## WRITTEN INSTRUCTION
Reproduce the listing below exactly. Pictures do not belong in the copy.
** Start of DATASET EXCERPT **
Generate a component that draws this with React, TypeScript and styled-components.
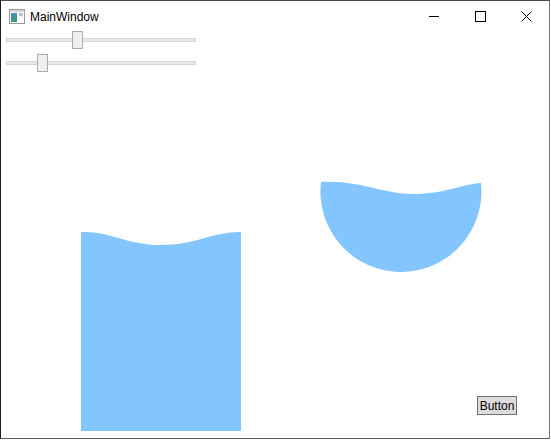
import styled, { createGlobalStyle } from 'styled-components';

const GlobalStyle = createGlobalStyle`
  html, body {
    margin: 0;
    padding: 0;
    background: #fff;
  }
  body {
    font-family: "Liberation Sans", Arial, sans-serif;
  }
`;

const Window = styled.div`
  box-sizing: border-box;
  width: 550px;
  height: 439px;
  display: flex;
  flex-direction: column;
  background: #fff;
  border-left: 1px solid #1e1e1e;
  border-top: 1px solid #4a4a4a;
  border-right: 1px solid #7a7a7a;
  border-bottom: 1px solid #5a5a5a;
`;

const TitleBar = styled.div`
  height: 30px;
  display: flex;
  align-items: center;
  flex-shrink: 0;
`;

const AppIcon = styled.svg`
  margin-left: 8px;
  margin-top: 1px;
  flex-shrink: 0;
`;

const Title = styled.span`
  margin-left: 5px;
  font-size: 12px;
  color: #000;
  flex: 1;
  padding-top: 1px;
`;

const CaptionButton = styled.div`
  width: 46px;
  height: 30px;
  display: flex;
  align-items: center;
  justify-content: center;
`;

const Sliders = styled.div`
  display: flex;
  flex-direction: column;
  margin-left: 5px;
  flex-shrink: 0;
`;

const SliderRow = styled.div`
  position: relative;
  width: 190px;
  height: 23px;
`;

const Track = styled.div`
  position: absolute;
  left: 0;
  right: 0;
  top: 7px;
  height: 4px;
  box-sizing: border-box;
  background: #e7eaea;
  border: 1px solid #d6d6d6;
`;

const Thumb = styled.div`
  position: absolute;
  top: 0;
  width: 11px;
  height: 18px;
  box-sizing: border-box;
  background: #f0f0f0;
  border: 1px solid #acacac;
`;

const Stage = styled.div`
  flex: 1;
  display: grid;
  min-height: 0;
`;

const Drawing = styled.svg`
  grid-area: 1 / 1;
  display: block;
`;

const PushButton = styled.button`
  grid-area: 1 / 1;
  justify-self: end;
  align-self: end;
  margin: 0 32px 23px 0;
  width: 40px;
  height: 19px;
  padding: 0;
  box-sizing: border-box;
  background: #dddddd;
  border: 1px solid #707070;
  border-radius: 0;
  font-family: "Liberation Sans", Arial, sans-serif;
  font-size: 12px;
  color: #000;
`;

const Slider = ({ value }: { value: number }) => {
  const travel = 190 - 11;
  return (
    <SliderRow>
      <Track />
      <Thumb style={{ left: Math.round(travel * value) }} />
    </SliderRow>
  );
};

const WATER = '#82c5ff';

const App = () => {
  return (
    <>
      <GlobalStyle />
      <Window>
        <TitleBar>
          <AppIcon width="16" height="15" viewBox="0 0 16 15">
            <rect x="0.5" y="0.5" width="15" height="14" fill="#fdfdfd" stroke="#9a9a9a" />
            <rect x="1" y="1" width="14" height="2" fill="#d8d8d8" />
            <defs>
              <linearGradient id="ig" x1="0" y1="0" x2="0" y2="1">
                <stop offset="0" stopColor="#4a8fb8" />
                <stop offset="1" stopColor="#3d9a6a" />
              </linearGradient>
            </defs>
            <rect x="2" y="4" width="6" height="9" fill="url(#ig)" />
            <rect x="10" y="4" width="4" height="3" fill="#b8c4cc" />
          </AppIcon>
          <Title>MainWindow</Title>
          <CaptionButton>
            <svg width="10" height="10" viewBox="0 0 10 10">
              <line x1="0" y1="5.5" x2="10" y2="5.5" stroke="#000" strokeWidth="1" />
            </svg>
          </CaptionButton>
          <CaptionButton>
            <svg width="11" height="11" viewBox="0 0 11 11">
              <rect x="0.5" y="0.5" width="10" height="10" fill="none" stroke="#000" strokeWidth="1" />
            </svg>
          </CaptionButton>
          <CaptionButton>
            <svg width="11" height="11" viewBox="0 0 11 11">
              <path d="M0.5 0.5 L10.5 10.5 M10.5 0.5 L0.5 10.5" stroke="#000" strokeWidth="1" />
            </svg>
          </CaptionButton>
        </TitleBar>
        <Sliders>
          <Slider value={0.37} />
          <Slider value={0.174} />
        </Sliders>
        <Stage>
          <Drawing width="548" height="360" viewBox="0 0 548 360">
            <path
              d="M80 155 C110 154 125 168 160 168 C195 168 210 155 240 155 L240 354 L80 354 Z"
              fill={WATER}
            />
            <path
              d="M320 105 C360 103 380 117 412 117 C445 117 460 107 480 106 A80.5 80.5 0 1 1 320 105 Z"
              fill={WATER}
            />
          </Drawing>
          <PushButton>Button</PushButton>
        </Stage>
      </Window>
    </>
  );
};

export default App;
** End of DATASET EXCERPT **
## RESPONSE TO THIS EXERCISE
Generate a component that draws this with React, TypeScript and styled-components.
import styled, { createGlobalStyle } from 'styled-components';

const GlobalStyle = createGlobalStyle`
  html, body {
    margin: 0;
    padding: 0;
    background: #fff;
  }
  body {
    font-family: "Liberation Sans", Arial, sans-serif;
  }
`;

const Window = styled.div`
  box-sizing: border-box;
  width: 550px;
  height: 439px;
  display: flex;
  flex-direction: column;
  background: #fff;
  border-left: 1px solid #1e1e1e;
  border-top: 1px solid #4a4a4a;
  border-right: 1px solid #7a7a7a;
  border-bottom: 1px solid #5a5a5a;
`;

const TitleBar = styled.div`
  height: 30px;
  display: flex;
  align-items: center;
  flex-shrink: 0;
`;

const AppIcon = styled.svg`
  margin-left: 8px;
  margin-top: 1px;
  flex-shrink: 0;
`;

const Title = styled.span`
  margin-left: 5px;
  font-size: 12px;
  color: #000;
  flex: 1;
  padding-top: 1px;
`;

const CaptionButton = styled.div`
  width: 46px;
  height: 30px;
  display: flex;
  align-items: center;
  justify-content: center;
`;

const Sliders = styled.div`
  display: flex;
  flex-direction: column;
  margin-left: 5px;
  flex-shrink: 0;
`;

const SliderRow = styled.div`
  position: relative;
  width: 190px;
  height: 23px;
`;

const Track = styled.div`
  position: absolute;
  left: 0;
  right: 0;
  top: 7px;
  height: 4px;
  box-sizing: border-box;
  background: #e7eaea;
  border: 1px solid #d6d6d6;
`;

const Thumb = styled.div`
  position: absolute;
  top: 0;
  width: 11px;
  height: 18px;
  box-sizing: border-box;
  background: #f0f0f0;
  border: 1px solid #acacac;
`;

const Stage = styled.div`
  flex: 1;
  display: grid;
  min-height: 0;
`;

const Drawing = styled.svg`
  grid-area: 1 / 1;
  display: block;
`;

const PushButton = styled.button`
  grid-area: 1 / 1;
  justify-self: end;
  align-self: end;
  margin: 0 32px 23px 0;
  width: 40px;
  height: 19px;
  padding: 0;
  box-sizing: border-box;
  background: #dddddd;
  border: 1px solid #707070;
  border-radius: 0;
  font-family: "Liberation Sans", Arial, sans-serif;
  font-size: 12px;
  color: #000;
`;

const Slider = ({ value }: { value: number }) => {
  const travel = 190 - 11;
  return (
    <SliderRow>
      <Track />
      <Thumb style={{ left: Math.round(travel * value) }} />
    </SliderRow>
  );
};

const WATER = '#82c5ff';

const App = () => {
  return (
    <>
      <GlobalStyle />
      <Window>
        <TitleBar>
          <AppIcon width="16" height="15" viewBox="0 0 16 15">
            <rect x="0.5" y="0.5" width="15" height="14" fill="#fdfdfd" stroke="#9a9a9a" />
            <rect x="1" y="1" width="14" height="2" fill="#d8d8d8" />
            <defs>
              <linearGradient id="ig" x1="0" y1="0" x2="0" y2="1">
                <stop offset="0" stopColor="#4a8fb8" />
                <stop offset="1" stopColor="#3d9a6a" />
              </linearGradient>
            </defs>
            <rect x="2" y="4" width="6" height="9" fill="url(#ig)" />
            <rect x="10" y="4" width="4" height="3" fill="#b8c4cc" />
          </AppIcon>
          <Title>MainWindow</Title>
          <CaptionButton>
            <svg width="10" height="10" viewBox="0 0 10 10">
              <line x1="0" y1="5.5" x2="10" y2="5.5" stroke="#000" strokeWidth="1" />
            </svg>
          </CaptionButton>
          <CaptionButton>
            <svg width="11" height="11" viewBox="0 0 11 11">
              <rect x="0.5" y="0.5" width="10" height="10" fill="none" stroke="#000" strokeWidth="1" />
            </svg>
          </CaptionButton>
          <CaptionButton>
            <svg width="11" height="11" viewBox="0 0 11 11">
              <path d="M0.5 0.5 L10.5 10.5 M10.5 0.5 L0.5 10.5" stroke="#000" strokeWidth="1" />
            </svg>
          </CaptionButton>
        </TitleBar>
        <Sliders>
          <Slider value={0.37} />
          <Slider value={0.174} />
        </Sliders>
        <Stage>
          <Drawing width="548" height="360" viewBox="0 0 548 360">
            <path
              d="M80 155 C110 154 125 168 160 168 C195 168 210 155 240 155 L240 354 L80 354 Z"
              fill={WATER}
            />
            <path
              d="M320 105 C360 103 380 117 412 117 C445 117 460 107 480 106 A80.5 80.5 0 1 1 320 105 Z"
              fill={WATER}
            />
          </Drawing>
          <PushButton>Button</PushButton>
        </Stage>
      </Window>
    </>
  );
};

export default App;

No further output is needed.